Theatre review: Becky Shaw, Almeida Theatre, London

Becky Shaw by Gina Gionfrido
Almeida Theatre

Anna Madeley, Vincent Montuel, Daisy Haggard. Photo by Hugo Glendinning
Becky Shaw, which was a big hit off-Broadway, uses a mix of comedy and drama to dissect the nuances of personal relationships. It focuses on a somewhat dysfunctional family whose fragile existence is thrown into sharp relief by the arrival of the eponymous Becky. She is invited by newly married couple Suzanna and Andrew to go on a blind date with Suzanna’s adopted brother Max. When the date proves a disaster, the fall-out forces the characters to look more closely at themselves and how they relate to each other.

Set in and around Rhode Island, the Almeida’s production includes David Wilson Barnes who created the role in New York. He brings out Max’s deadpan humour, delivering many of the play’s hilarious one-liners, but also his vulnerability. Anna Madeley combines strength and brittleness as the emotionally damaged Suzanna while newcomer Vincent Montuel shows that enviably good people can also be wrong.
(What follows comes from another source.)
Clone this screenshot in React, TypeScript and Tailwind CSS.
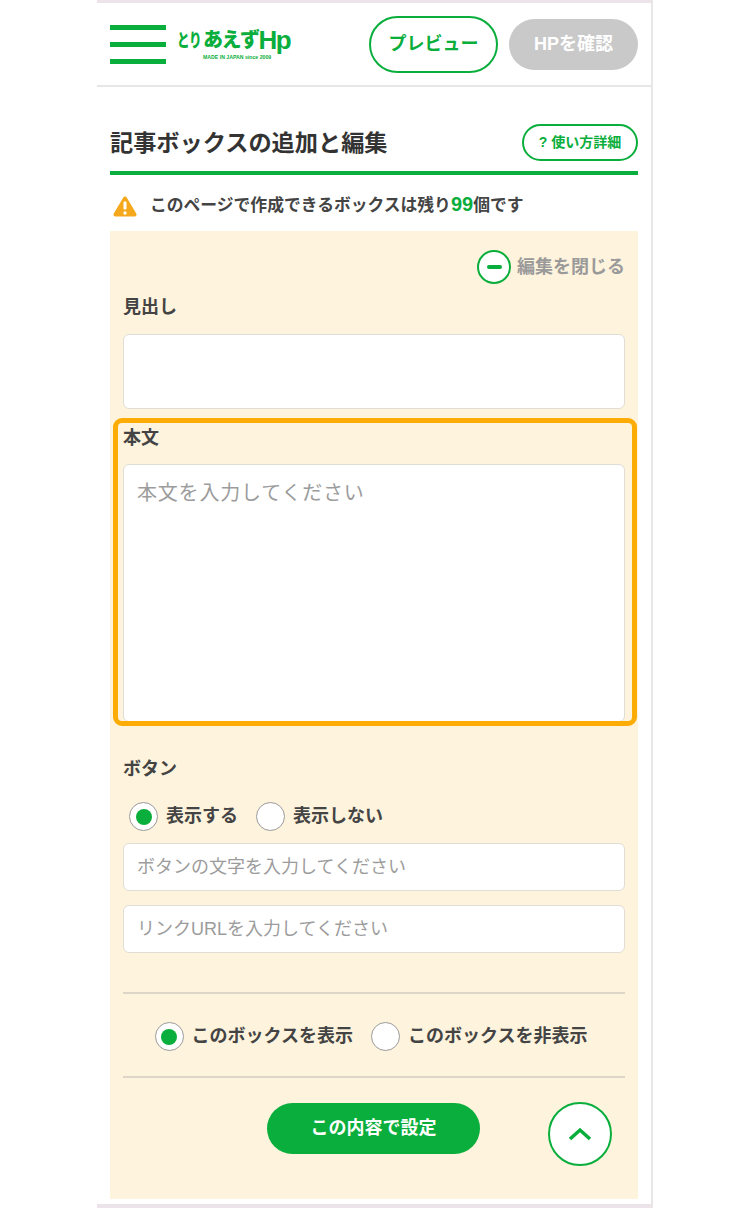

Becky Shaw herself, played to perfection by Daisy Haggard, demonstrates most of all how writer Gina Gionfriddo is examining how our perceptions of people shift in their different relationships – she is initially a sympathetic innocent but emerges as being needy and subtly manipulative.

While Daisy Haggard, a leading comedy actor, is in the title role, it is not just about her – in fact, her character is not even mentioned until several scenes into the play. Instead, it is an ensemble piece, completed by Suzanna’s jaded mother played by Haydn Gwynne, that cleverly presents us with a set of characters we don’t know whether to love or hate.